Divine, biblical love, on the other hand, entails that the farmer casts his own son into the pond, knowing full well that if his son makes an effort to save the boys he will die. The son swims to the three boys, notwithstanding their vehement and hostile cries that he get out of the water and leave them alone. As he reaches the three, he extends his arms in love to but one of them. Though that one boy is vile and reprehensible in every respect, the son of the farmer brings him back safely to shore, but in doing so he himself drowns. The two remaining boys laugh and mock that the farmer’s son has drowned. Their glee is beyond control. The one boy for whom the son gave his life to save is suddenly brought to tears as he senses the magnitude of the love that has been shown him, while he was yet hateful and full of blasphemy. The farmer lifts the boy up, dries him off, cleans the mud and filth from his body, and clothes him in the garments of his own dear son. They embrace in everlasting love. The young boy falls to his knees in gratitude, tears flowing. The two who remain in the water continue hurling their taunts at the farmer, declaring that even if they could start anew, they would dive defiantly into the middle of that pond without a moment’s hesitation.

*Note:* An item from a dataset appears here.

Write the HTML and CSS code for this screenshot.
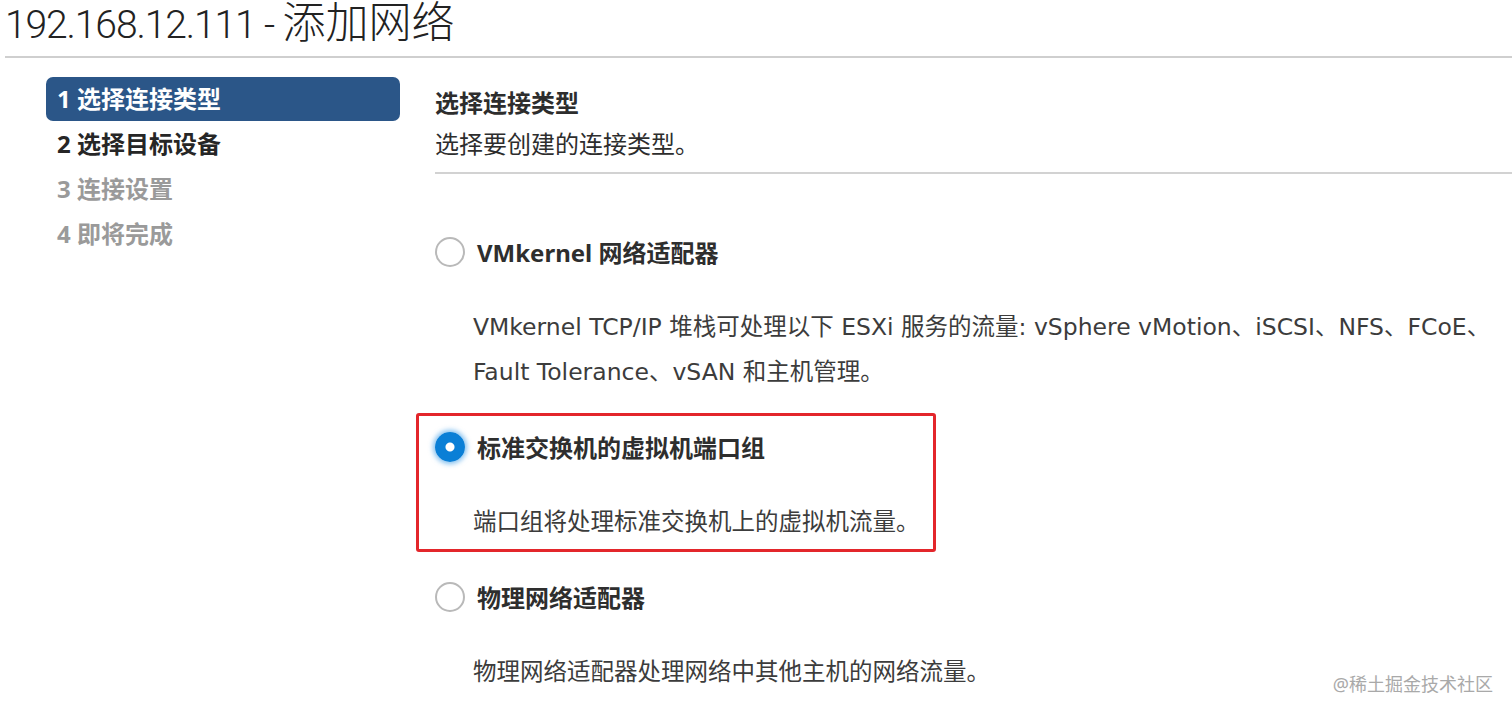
FILE: index.html
```html
<!DOCTYPE html>
<html lang="zh-CN">
<head>
<meta charset="utf-8">
<title>192.168.12.111 - 添加网络</title>
<link rel="stylesheet" href="styles.css">
</head>
<body>
<div class="page">
  <h1 class="title"><span class="title-host">192.168.12.111 - </span><span class="title-name">添加网络</span></h1>
  <div class="layout">
    <nav class="steps">
      <div class="step active">1 选择连接类型</div>
      <div class="step done">2 选择目标设备</div>
      <div class="step todo">3 连接设置</div>
      <div class="step todo">4 即将完成</div>
    </nav>
    <main class="main">
      <div class="main-head">
        <div class="main-title">选择连接类型</div>
        <div class="main-sub">选择要创建的连接类型。</div>
      </div>
      <div class="options">
        <div class="option">
          <div class="option-row">
            <span class="radio"></span>
            <span class="option-label">VMkernel 网络适配器</span>
          </div>
          <div class="option-desc">VMkernel TCP/IP 堆栈可处理以下 ESXi 服务的流量: vSphere vMotion、iSCSI、NFS、FCoE、<br>Fault Tolerance、vSAN 和主机管理。</div>
        </div>
        <div class="option marked">
          <div class="option-row">
            <span class="radio checked"></span>
            <span class="option-label">标准交换机的虚拟机端口组</span>
          </div>
          <div class="option-desc">端口组将处理标准交换机上的虚拟机流量。</div>
        </div>
        <div class="option">
          <div class="option-row">
            <span class="radio"></span>
            <span class="option-label">物理网络适配器</span>
          </div>
          <div class="option-desc">物理网络适配器处理网络中其他主机的网络流量。</div>
        </div>
      </div>
    </main>
  </div>
  <div class="watermark">@稀土掘金技术社区</div>
</div>
</body>
</html>
```

FILE: styles.css
```css
html, body {
  margin: 0;
  padding: 0;
  background: #ffffff;
}

body {
  font-family: "Noto Sans", "Noto Sans CJK SC", sans-serif;
  color: #333333;
}

.page {
  position: relative;
  width: 1512px;
  height: 714px;
  overflow: hidden;
}

.title {
  margin: -3px 0 0 5px;
  padding: 0 0 15px 0;
  height: 44px;
  line-height: 44px;
  font-weight: 300;
  color: #222222;
  border-bottom: 2px solid #cfcfcf;
  white-space: nowrap;
}

.title-host {
  font-family: "Roboto", "Noto Sans CJK SC", sans-serif;
  font-size: 39px;
  font-weight: 300;
  letter-spacing: -1.1px;
}

.title-name {
  font-family: "Noto Sans CJK SC", sans-serif;
  font-size: 43px;
  font-weight: 300;
}

.layout {
  display: flex;
  padding-top: 19px;
}

.steps {
  margin-left: 46px;
  width: 354px;
  flex: none;
}

.step {
  height: 45px;
  line-height: 44px;
  padding-left: 11px;
  font-size: 24px;
  font-weight: 700;
  white-space: nowrap;
}

.step.active {
  height: 44px;
  margin-bottom: 1px;
  background: #2b5688;
  color: #ffffff;
  border-radius: 7px;
}

.step.done {
  color: #262626;
}

.step.todo {
  color: #9a9a9a;
}

.main {
  margin-left: 35px;
  flex: 1;
  min-width: 0;
}

.main-head {
  padding-top: 6px;
  padding-bottom: 8px;
  border-bottom: 2px solid #d2d2d2;
}

.main-title {
  font-size: 24px;
  line-height: 40px;
  font-weight: 700;
  color: #2d2d2d;
}

.main-sub {
  margin-top: 1px;
  font-size: 24px;
  line-height: 40px;
  color: #2d2d2d;
}

.options {
  margin-top: 55px;
  display: flex;
  flex-direction: column;
  gap: 29px;
}

.option-row {
  display: flex;
  align-items: center;
  height: 45px;
  gap: 12px;
}

.option-label {
  font-size: 24px;
  font-weight: 700;
  color: #2e2e2e;
  white-space: nowrap;
}

.option-desc {
  margin-top: 31px;
  padding-left: 38px;
  font-family: "DejaVu Sans", "Noto Sans CJK SC", sans-serif;
  font-size: 23.5px;
  line-height: 45px;
  color: #3c3c3c;
  white-space: nowrap;
}

.option.marked {
  width: 520px;
  box-sizing: border-box;
  margin: -11px 0 -7px -19px;
  padding: 8px 0 4px 16px;
  border: 3px solid #e3262b;
  border-radius: 3px;
}

.radio {
  flex: none;
  width: 30px;
  height: 30px;
  box-sizing: border-box;
  border: 2px solid #b9b9b9;
  border-radius: 50%;
  background: #ffffff;
}

.radio.checked {
  border: none;
  background: radial-gradient(circle, #ffffff 0 4px, #0a7fd6 5px);
  box-shadow: 0 0 5px 2px rgba(30, 140, 225, 0.55);
}

.watermark {
  position: absolute;
  right: 19px;
  bottom: 18px;
  font-size: 18px;
  line-height: 24px;
  color: #a9a9a9;
  white-space: nowrap;
}
```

I will tell you what love is. It is not providing a life line to drowning men who have no arms or hands with which to grasp it. It is sacrificing your only son to jump in and rescue someone by wrapping that rope around his waist and drawing him firmly but surely to the safety of the shore. And what of the two who remain, and demand loudly that they be left to their chosen plight? “So be it,” says the farmer. “You not only deserve to drown, but take delight in it as well. Have it your way.” And they do.